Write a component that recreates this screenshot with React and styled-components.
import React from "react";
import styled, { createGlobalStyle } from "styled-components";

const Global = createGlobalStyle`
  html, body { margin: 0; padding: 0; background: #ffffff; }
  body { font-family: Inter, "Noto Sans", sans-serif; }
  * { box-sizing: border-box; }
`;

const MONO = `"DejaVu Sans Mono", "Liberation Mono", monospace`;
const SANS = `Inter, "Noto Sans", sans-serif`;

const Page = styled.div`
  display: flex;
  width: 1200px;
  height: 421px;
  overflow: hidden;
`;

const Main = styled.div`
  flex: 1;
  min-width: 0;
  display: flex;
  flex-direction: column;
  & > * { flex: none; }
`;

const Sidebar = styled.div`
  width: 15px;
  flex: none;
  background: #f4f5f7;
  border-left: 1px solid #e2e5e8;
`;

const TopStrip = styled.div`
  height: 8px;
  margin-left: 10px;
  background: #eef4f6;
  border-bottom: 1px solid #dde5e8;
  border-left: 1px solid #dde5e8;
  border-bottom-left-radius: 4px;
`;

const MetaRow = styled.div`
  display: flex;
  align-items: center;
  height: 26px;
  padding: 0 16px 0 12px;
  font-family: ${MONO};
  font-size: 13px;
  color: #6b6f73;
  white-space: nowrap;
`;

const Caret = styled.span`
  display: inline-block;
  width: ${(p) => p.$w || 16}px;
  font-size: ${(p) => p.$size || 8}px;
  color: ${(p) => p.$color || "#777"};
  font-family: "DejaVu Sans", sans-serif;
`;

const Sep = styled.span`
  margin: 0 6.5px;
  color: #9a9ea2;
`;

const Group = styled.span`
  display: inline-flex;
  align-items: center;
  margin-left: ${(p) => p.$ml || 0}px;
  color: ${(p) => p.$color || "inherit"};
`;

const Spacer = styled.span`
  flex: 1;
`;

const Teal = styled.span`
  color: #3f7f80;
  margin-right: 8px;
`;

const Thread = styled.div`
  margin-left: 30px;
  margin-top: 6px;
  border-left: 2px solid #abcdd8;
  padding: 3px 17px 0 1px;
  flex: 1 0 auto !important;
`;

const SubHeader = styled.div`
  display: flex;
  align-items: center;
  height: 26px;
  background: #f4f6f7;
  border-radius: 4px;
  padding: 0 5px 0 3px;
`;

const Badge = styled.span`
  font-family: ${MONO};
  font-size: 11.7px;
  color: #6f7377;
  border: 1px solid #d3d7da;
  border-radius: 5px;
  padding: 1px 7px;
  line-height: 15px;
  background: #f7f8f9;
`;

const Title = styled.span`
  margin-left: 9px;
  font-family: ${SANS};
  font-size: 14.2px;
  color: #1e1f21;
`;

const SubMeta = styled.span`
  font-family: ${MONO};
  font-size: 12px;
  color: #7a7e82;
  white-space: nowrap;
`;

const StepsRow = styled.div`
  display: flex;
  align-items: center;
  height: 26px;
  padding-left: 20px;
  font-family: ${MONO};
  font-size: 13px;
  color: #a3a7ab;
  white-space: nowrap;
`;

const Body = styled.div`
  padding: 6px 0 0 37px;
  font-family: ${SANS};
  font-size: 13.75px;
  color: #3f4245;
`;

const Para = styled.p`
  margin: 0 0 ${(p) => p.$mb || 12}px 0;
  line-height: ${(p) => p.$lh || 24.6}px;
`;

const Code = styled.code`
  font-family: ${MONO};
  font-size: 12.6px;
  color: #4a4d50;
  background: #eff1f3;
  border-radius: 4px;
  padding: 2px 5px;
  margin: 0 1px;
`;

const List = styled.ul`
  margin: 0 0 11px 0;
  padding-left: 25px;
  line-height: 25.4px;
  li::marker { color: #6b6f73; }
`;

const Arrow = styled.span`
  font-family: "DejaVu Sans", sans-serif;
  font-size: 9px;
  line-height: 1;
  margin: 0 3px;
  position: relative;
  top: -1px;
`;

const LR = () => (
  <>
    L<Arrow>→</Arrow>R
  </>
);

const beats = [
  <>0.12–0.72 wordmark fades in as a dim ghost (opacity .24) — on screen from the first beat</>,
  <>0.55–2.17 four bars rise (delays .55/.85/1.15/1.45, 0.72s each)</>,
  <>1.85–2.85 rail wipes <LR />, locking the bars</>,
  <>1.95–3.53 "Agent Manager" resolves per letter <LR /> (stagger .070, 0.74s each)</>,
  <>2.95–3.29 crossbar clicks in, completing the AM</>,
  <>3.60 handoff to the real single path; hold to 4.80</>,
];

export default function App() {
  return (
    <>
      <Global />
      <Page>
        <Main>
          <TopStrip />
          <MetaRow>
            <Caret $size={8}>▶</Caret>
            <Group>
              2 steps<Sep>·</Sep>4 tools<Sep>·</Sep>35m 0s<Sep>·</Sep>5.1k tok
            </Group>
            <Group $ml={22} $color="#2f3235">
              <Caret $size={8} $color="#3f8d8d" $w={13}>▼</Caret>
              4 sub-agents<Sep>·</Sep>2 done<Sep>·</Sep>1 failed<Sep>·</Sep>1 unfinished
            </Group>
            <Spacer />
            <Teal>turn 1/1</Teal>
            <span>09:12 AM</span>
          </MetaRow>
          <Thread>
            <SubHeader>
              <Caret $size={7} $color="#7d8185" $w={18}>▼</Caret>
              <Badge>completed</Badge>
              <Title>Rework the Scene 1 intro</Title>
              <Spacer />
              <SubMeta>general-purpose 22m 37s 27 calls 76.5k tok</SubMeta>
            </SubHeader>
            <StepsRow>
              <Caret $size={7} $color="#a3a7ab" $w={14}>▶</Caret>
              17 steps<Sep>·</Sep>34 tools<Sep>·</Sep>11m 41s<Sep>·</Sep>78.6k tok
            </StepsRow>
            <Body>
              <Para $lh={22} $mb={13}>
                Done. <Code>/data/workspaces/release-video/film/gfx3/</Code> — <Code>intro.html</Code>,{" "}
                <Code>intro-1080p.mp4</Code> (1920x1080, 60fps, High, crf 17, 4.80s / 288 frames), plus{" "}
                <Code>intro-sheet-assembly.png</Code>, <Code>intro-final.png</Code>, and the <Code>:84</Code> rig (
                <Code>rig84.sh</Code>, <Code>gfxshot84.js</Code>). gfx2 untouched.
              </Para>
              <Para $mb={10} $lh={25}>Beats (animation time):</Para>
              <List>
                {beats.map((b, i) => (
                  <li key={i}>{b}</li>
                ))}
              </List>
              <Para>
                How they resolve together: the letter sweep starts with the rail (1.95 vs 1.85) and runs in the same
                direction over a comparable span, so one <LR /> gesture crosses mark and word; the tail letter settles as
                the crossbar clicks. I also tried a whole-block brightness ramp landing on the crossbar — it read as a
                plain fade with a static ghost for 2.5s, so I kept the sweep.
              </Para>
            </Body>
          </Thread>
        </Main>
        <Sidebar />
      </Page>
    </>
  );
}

### What you need to do
Your task is to transcribe the listing above in full, exactly as given.

### Exercise response
Write a component that recreates this screenshot with React and styled-components.
import React from "react";
import styled, { createGlobalStyle } from "styled-components";

const Global = createGlobalStyle`
  html, body { margin: 0; padding: 0; background: #ffffff; }
  body { font-family: Inter, "Noto Sans", sans-serif; }
  * { box-sizing: border-box; }
`;

const MONO = `"DejaVu Sans Mono", "Liberation Mono", monospace`;
const SANS = `Inter, "Noto Sans", sans-serif`;

const Page = styled.div`
  display: flex;
  width: 1200px;
  height: 421px;
  overflow: hidden;
`;

const Main = styled.div`
  flex: 1;
  min-width: 0;
  display: flex;
  flex-direction: column;
  & > * { flex: none; }
`;

const Sidebar = styled.div`
  width: 15px;
  flex: none;
  background: #f4f5f7;
  border-left: 1px solid #e2e5e8;
`;

const TopStrip = styled.div`
  height: 8px;
  margin-left: 10px;
  background: #eef4f6;
  border-bottom: 1px solid #dde5e8;
  border-left: 1px solid #dde5e8;
  border-bottom-left-radius: 4px;
`;

const MetaRow = styled.div`
  display: flex;
  align-items: center;
  height: 26px;
  padding: 0 16px 0 12px;
  font-family: ${MONO};
  font-size: 13px;
  color: #6b6f73;
  white-space: nowrap;
`;

const Caret = styled.span`
  display: inline-block;
  width: ${(p) => p.$w || 16}px;
  font-size: ${(p) => p.$size || 8}px;
  color: ${(p) => p.$color || "#777"};
  font-family: "DejaVu Sans", sans-serif;
`;

const Sep = styled.span`
  margin: 0 6.5px;
  color: #9a9ea2;
`;

const Group = styled.span`
  display: inline-flex;
  align-items: center;
  margin-left: ${(p) => p.$ml || 0}px;
  color: ${(p) => p.$color || "inherit"};
`;

const Spacer = styled.span`
  flex: 1;
`;

const Teal = styled.span`
  color: #3f7f80;
  margin-right: 8px;
`;

const Thread = styled.div`
  margin-left: 30px;
  margin-top: 6px;
  border-left: 2px solid #abcdd8;
  padding: 3px 17px 0 1px;
  flex: 1 0 auto !important;
`;

const SubHeader = styled.div`
  display: flex;
  align-items: center;
  height: 26px;
  background: #f4f6f7;
  border-radius: 4px;
  padding: 0 5px 0 3px;
`;

const Badge = styled.span`
  font-family: ${MONO};
  font-size: 11.7px;
  color: #6f7377;
  border: 1px solid #d3d7da;
  border-radius: 5px;
  padding: 1px 7px;
  line-height: 15px;
  background: #f7f8f9;
`;

const Title = styled.span`
  margin-left: 9px;
  font-family: ${SANS};
  font-size: 14.2px;
  color: #1e1f21;
`;

const SubMeta = styled.span`
  font-family: ${MONO};
  font-size: 12px;
  color: #7a7e82;
  white-space: nowrap;
`;

const StepsRow = styled.div`
  display: flex;
  align-items: center;
  height: 26px;
  padding-left: 20px;
  font-family: ${MONO};
  font-size: 13px;
  color: #a3a7ab;
  white-space: nowrap;
`;

const Body = styled.div`
  padding: 6px 0 0 37px;
  font-family: ${SANS};
  font-size: 13.75px;
  color: #3f4245;
`;

const Para = styled.p`
  margin: 0 0 ${(p) => p.$mb || 12}px 0;
  line-height: ${(p) => p.$lh || 24.6}px;
`;

const Code = styled.code`
  font-family: ${MONO};
  font-size: 12.6px;
  color: #4a4d50;
  background: #eff1f3;
  border-radius: 4px;
  padding: 2px 5px;
  margin: 0 1px;
`;

const List = styled.ul`
  margin: 0 0 11px 0;
  padding-left: 25px;
  line-height: 25.4px;
  li::marker { color: #6b6f73; }
`;

const Arrow = styled.span`
  font-family: "DejaVu Sans", sans-serif;
  font-size: 9px;
  line-height: 1;
  margin: 0 3px;
  position: relative;
  top: -1px;
`;

const LR = () => (
  <>
    L<Arrow>→</Arrow>R
  </>
);

const beats = [
  <>0.12–0.72 wordmark fades in as a dim ghost (opacity .24) — on screen from the first beat</>,
  <>0.55–2.17 four bars rise (delays .55/.85/1.15/1.45, 0.72s each)</>,
  <>1.85–2.85 rail wipes <LR />, locking the bars</>,
  <>1.95–3.53 "Agent Manager" resolves per letter <LR /> (stagger .070, 0.74s each)</>,
  <>2.95–3.29 crossbar clicks in, completing the AM</>,
  <>3.60 handoff to the real single path; hold to 4.80</>,
];

export default function App() {
  return (
    <>
      <Global />
      <Page>
        <Main>
          <TopStrip />
          <MetaRow>
            <Caret $size={8}>▶</Caret>
            <Group>
              2 steps<Sep>·</Sep>4 tools<Sep>·</Sep>35m 0s<Sep>·</Sep>5.1k tok
            </Group>
            <Group $ml={22} $color="#2f3235">
              <Caret $size={8} $color="#3f8d8d" $w={13}>▼</Caret>
              4 sub-agents<Sep>·</Sep>2 done<Sep>·</Sep>1 failed<Sep>·</Sep>1 unfinished
            </Group>
            <Spacer />
            <Teal>turn 1/1</Teal>
            <span>09:12 AM</span>
          </MetaRow>
          <Thread>
            <SubHeader>
              <Caret $size={7} $color="#7d8185" $w={18}>▼</Caret>
              <Badge>completed</Badge>
              <Title>Rework the Scene 1 intro</Title>
              <Spacer />
              <SubMeta>general-purpose 22m 37s 27 calls 76.5k tok</SubMeta>
            </SubHeader>
            <StepsRow>
              <Caret $size={7} $color="#a3a7ab" $w={14}>▶</Caret>
              17 steps<Sep>·</Sep>34 tools<Sep>·</Sep>11m 41s<Sep>·</Sep>78.6k tok
            </StepsRow>
            <Body>
              <Para $lh={22} $mb={13}>
                Done. <Code>/data/workspaces/release-video/film/gfx3/</Code> — <Code>intro.html</Code>,{" "}
                <Code>intro-1080p.mp4</Code> (1920x1080, 60fps, High, crf 17, 4.80s / 288 frames), plus{" "}
                <Code>intro-sheet-assembly.png</Code>, <Code>intro-final.png</Code>, and the <Code>:84</Code> rig (
                <Code>rig84.sh</Code>, <Code>gfxshot84.js</Code>). gfx2 untouched.
              </Para>
              <Para $mb={10} $lh={25}>Beats (animation time):</Para>
              <List>
                {beats.map((b, i) => (
                  <li key={i}>{b}</li>
                ))}
              </List>
              <Para>
                How they resolve together: the letter sweep starts with the rail (1.95 vs 1.85) and runs in the same
                direction over a comparable span, so one <LR /> gesture crosses mark and word; the tail letter settles as
                the crossbar clicks. I also tried a whole-block brightness ramp landing on the crossbar — it read as a
                plain fade with a static ghost for 2.5s, so I kept the sweep.
              </Para>
            </Body>
          </Thread>
        </Main>
        <Sidebar />
      </Page>
    </>
  );
}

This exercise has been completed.